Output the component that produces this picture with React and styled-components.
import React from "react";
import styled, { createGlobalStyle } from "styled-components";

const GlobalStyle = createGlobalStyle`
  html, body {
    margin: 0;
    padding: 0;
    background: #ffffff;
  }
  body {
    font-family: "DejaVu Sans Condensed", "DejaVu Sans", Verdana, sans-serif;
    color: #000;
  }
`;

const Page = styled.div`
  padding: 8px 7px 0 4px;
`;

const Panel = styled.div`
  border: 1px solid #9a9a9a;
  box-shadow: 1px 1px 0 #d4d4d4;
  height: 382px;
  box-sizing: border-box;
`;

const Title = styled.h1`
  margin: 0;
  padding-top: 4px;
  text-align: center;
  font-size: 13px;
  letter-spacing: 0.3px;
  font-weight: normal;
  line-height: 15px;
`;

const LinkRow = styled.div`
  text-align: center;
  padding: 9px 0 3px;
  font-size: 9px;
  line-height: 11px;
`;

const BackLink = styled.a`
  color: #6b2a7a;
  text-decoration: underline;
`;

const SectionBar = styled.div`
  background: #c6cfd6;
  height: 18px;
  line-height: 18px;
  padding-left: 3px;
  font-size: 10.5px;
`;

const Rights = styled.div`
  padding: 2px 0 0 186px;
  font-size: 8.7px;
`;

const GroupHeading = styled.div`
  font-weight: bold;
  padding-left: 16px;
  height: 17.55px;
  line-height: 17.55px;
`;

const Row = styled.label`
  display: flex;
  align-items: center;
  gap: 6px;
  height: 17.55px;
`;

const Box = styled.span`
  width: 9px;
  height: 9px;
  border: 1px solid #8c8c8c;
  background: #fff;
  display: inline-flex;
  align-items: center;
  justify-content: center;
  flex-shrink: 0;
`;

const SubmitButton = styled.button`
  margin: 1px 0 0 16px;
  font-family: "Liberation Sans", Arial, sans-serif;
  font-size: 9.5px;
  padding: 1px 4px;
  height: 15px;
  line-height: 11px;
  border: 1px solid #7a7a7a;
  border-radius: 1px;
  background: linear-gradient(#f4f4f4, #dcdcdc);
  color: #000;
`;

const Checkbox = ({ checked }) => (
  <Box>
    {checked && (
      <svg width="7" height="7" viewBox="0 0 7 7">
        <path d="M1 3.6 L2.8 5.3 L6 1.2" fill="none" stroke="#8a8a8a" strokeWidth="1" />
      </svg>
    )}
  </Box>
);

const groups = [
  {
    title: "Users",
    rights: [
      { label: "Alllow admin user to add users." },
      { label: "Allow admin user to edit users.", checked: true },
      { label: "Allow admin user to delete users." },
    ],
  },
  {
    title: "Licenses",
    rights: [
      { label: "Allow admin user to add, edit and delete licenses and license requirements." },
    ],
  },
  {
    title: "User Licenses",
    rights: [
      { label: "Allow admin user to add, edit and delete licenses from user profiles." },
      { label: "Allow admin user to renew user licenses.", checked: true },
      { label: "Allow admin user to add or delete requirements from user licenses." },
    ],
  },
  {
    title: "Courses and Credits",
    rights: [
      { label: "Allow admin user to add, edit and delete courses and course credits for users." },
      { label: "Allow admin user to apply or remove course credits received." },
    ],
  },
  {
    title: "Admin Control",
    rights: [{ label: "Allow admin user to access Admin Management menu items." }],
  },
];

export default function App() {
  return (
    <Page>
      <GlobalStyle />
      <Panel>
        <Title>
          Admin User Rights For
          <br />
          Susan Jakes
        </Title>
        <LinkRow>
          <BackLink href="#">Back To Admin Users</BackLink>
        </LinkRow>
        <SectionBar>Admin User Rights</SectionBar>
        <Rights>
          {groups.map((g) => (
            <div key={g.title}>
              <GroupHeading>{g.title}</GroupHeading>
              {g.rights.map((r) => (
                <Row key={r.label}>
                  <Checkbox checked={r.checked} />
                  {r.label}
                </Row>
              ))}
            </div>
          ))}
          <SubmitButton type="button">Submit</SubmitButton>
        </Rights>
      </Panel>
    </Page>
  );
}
:::::
Make an exact copy of every line in the data.

§ **Task answer**:
Output the component that produces this picture with React and styled-components.
import React from "react";
import styled, { createGlobalStyle } from "styled-components";

const GlobalStyle = createGlobalStyle`
  html, body {
    margin: 0;
    padding: 0;
    background: #ffffff;
  }
  body {
    font-family: "DejaVu Sans Condensed", "DejaVu Sans", Verdana, sans-serif;
    color: #000;
  }
`;

const Page = styled.div`
  padding: 8px 7px 0 4px;
`;

const Panel = styled.div`
  border: 1px solid #9a9a9a;
  box-shadow: 1px 1px 0 #d4d4d4;
  height: 382px;
  box-sizing: border-box;
`;

const Title = styled.h1`
  margin: 0;
  padding-top: 4px;
  text-align: center;
  font-size: 13px;
  letter-spacing: 0.3px;
  font-weight: normal;
  line-height: 15px;
`;

const LinkRow = styled.div`
  text-align: center;
  padding: 9px 0 3px;
  font-size: 9px;
  line-height: 11px;
`;

const BackLink = styled.a`
  color: #6b2a7a;
  text-decoration: underline;
`;

const SectionBar = styled.div`
  background: #c6cfd6;
  height: 18px;
  line-height: 18px;
  padding-left: 3px;
  font-size: 10.5px;
`;

const Rights = styled.div`
  padding: 2px 0 0 186px;
  font-size: 8.7px;
`;

const GroupHeading = styled.div`
  font-weight: bold;
  padding-left: 16px;
  height: 17.55px;
  line-height: 17.55px;
`;

const Row = styled.label`
  display: flex;
  align-items: center;
  gap: 6px;
  height: 17.55px;
`;

const Box = styled.span`
  width: 9px;
  height: 9px;
  border: 1px solid #8c8c8c;
  background: #fff;
  display: inline-flex;
  align-items: center;
  justify-content: center;
  flex-shrink: 0;
`;

const SubmitButton = styled.button`
  margin: 1px 0 0 16px;
  font-family: "Liberation Sans", Arial, sans-serif;
  font-size: 9.5px;
  padding: 1px 4px;
  height: 15px;
  line-height: 11px;
  border: 1px solid #7a7a7a;
  border-radius: 1px;
  background: linear-gradient(#f4f4f4, #dcdcdc);
  color: #000;
`;

const Checkbox = ({ checked }) => (
  <Box>
    {checked && (
      <svg width="7" height="7" viewBox="0 0 7 7">
        <path d="M1 3.6 L2.8 5.3 L6 1.2" fill="none" stroke="#8a8a8a" strokeWidth="1" />
      </svg>
    )}
  </Box>
);

const groups = [
  {
    title: "Users",
    rights: [
      { label: "Alllow admin user to add users." },
      { label: "Allow admin user to edit users.", checked: true },
      { label: "Allow admin user to delete users." },
    ],
  },
  {
    title: "Licenses",
    rights: [
      { label: "Allow admin user to add, edit and delete licenses and license requirements." },
    ],
  },
  {
    title: "User Licenses",
    rights: [
      { label: "Allow admin user to add, edit and delete licenses from user profiles." },
      { label: "Allow admin user to renew user licenses.", checked: true },
      { label: "Allow admin user to add or delete requirements from user licenses." },
    ],
  },
  {
    title: "Courses and Credits",
    rights: [
      { label: "Allow admin user to add, edit and delete courses and course credits for users." },
      { label: "Allow admin user to apply or remove course credits received." },
    ],
  },
  {
    title: "Admin Control",
    rights: [{ label: "Allow admin user to access Admin Management menu items." }],
  },
];

export default function App() {
  return (
    <Page>
      <GlobalStyle />
      <Panel>
        <Title>
          Admin User Rights For
          <br />
          Susan Jakes
        </Title>
        <LinkRow>
          <BackLink href="#">Back To Admin Users</BackLink>
        </LinkRow>
        <SectionBar>Admin User Rights</SectionBar>
        <Rights>
          {groups.map((g) => (
            <div key={g.title}>
              <GroupHeading>{g.title}</GroupHeading>
              {g.rights.map((r) => (
                <Row key={r.label}>
                  <Checkbox checked={r.checked} />
                  {r.label}
                </Row>
              ))}
            </div>
          ))}
          <SubmitButton type="button">Submit</SubmitButton>
        </Rights>
      </Panel>
    </Page>
  );
}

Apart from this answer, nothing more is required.